As I wrote recently, China's decision in April to cut off exports of certain rare earth minerals is a much more surgical strike than previous ineffectual scattergun restrictions. The restrictions of the early 2010s were undermined by the expansion of mineral production outside China and through smuggling by its notoriously lawless miners and processors.
The latest round of restrictions focuses on the less common 'heavy' rare earth elements such as dysprosium, which has no large rival producers outside China and whose price shot higher after the controls were announced.
Since the 2010s, Beijing has clamped down heavily on wildcat rare earth production and smuggling. Production is dominated by a small number of tightly state-controlled companies, and the latest controls are imposed via 'dual-use' export licensing for products used in defence manufacturing. This makes it much easier for the authorities to control the supply chain.
The Chinese state certainly has its own issues with judgment and co-ordination. Its rare earth controls are threatening economies Beijing is trying to pull out of the US orbit. European car manufacturers have complained volubly.
CLEARING A LOW BAR
Alienating all buyers of rare earths is politically risky, but China is at least differentiating somewhat between European companies and American ones. Suppliers to Volkswagen, which has more than 30 plants in China, were among the first to receive a licence to buy rare earths.
Beijing is managing to clear the low bar of exceeding the Trump administration's competence by some distance.

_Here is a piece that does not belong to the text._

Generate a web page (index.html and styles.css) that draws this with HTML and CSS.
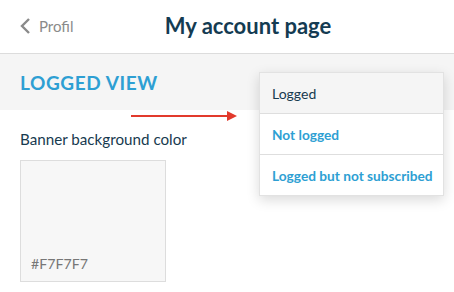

US weapons, although formidable, are harder to target precisely. Just as the UK was wrongly convinced that its trade deficit with the EU gave it the superpower Brexit weapon of access to the British consumer, Trump thought prohibitive tariffs on Chinese imports would bring Beijing to heel.
There's no doubt China is vulnerable, having maintained dependence on overseas demand by clinging to its traditional export-oriented growth model. But Trump's untargeted tariffs meant US companies risked losing key industrial inputs, as well as shelves potentially emptying of consumer goods.
As for the US's own attempts to use export controls to crimp China's economy, its tools have proved too easily circumvented. Joe Biden's administration used restrictions on US technology and outward investment to slow China's technological development in semiconductors and other sectors, and leaned on allies to do the same.
It didn't really work. China rapidly developed its own chip technology. Similarly, it's unlikely that Trump's recent restrictions on the export of chip software will allow the US to regain ground lost to China.
Trump's attempt to fight on China's own ground of controlling critical physical inputs by restricting exports of ethane, a gas used in the chemical industry, is more likely to damage his country's companies and those of allies.
The US still has some extremely powerful weapons, such as restricting access to the global dollar payment system, but their use on a large scale is untested.
The triumph of the serenely calculating Westley over the bombastically ignorant Vizzini is a truly great moment in cinema. If Trump wants to win the next round, he is going to have to assess the ordnance at his disposal and deploy it far more accurately. History does not suggest this is a likely outcome.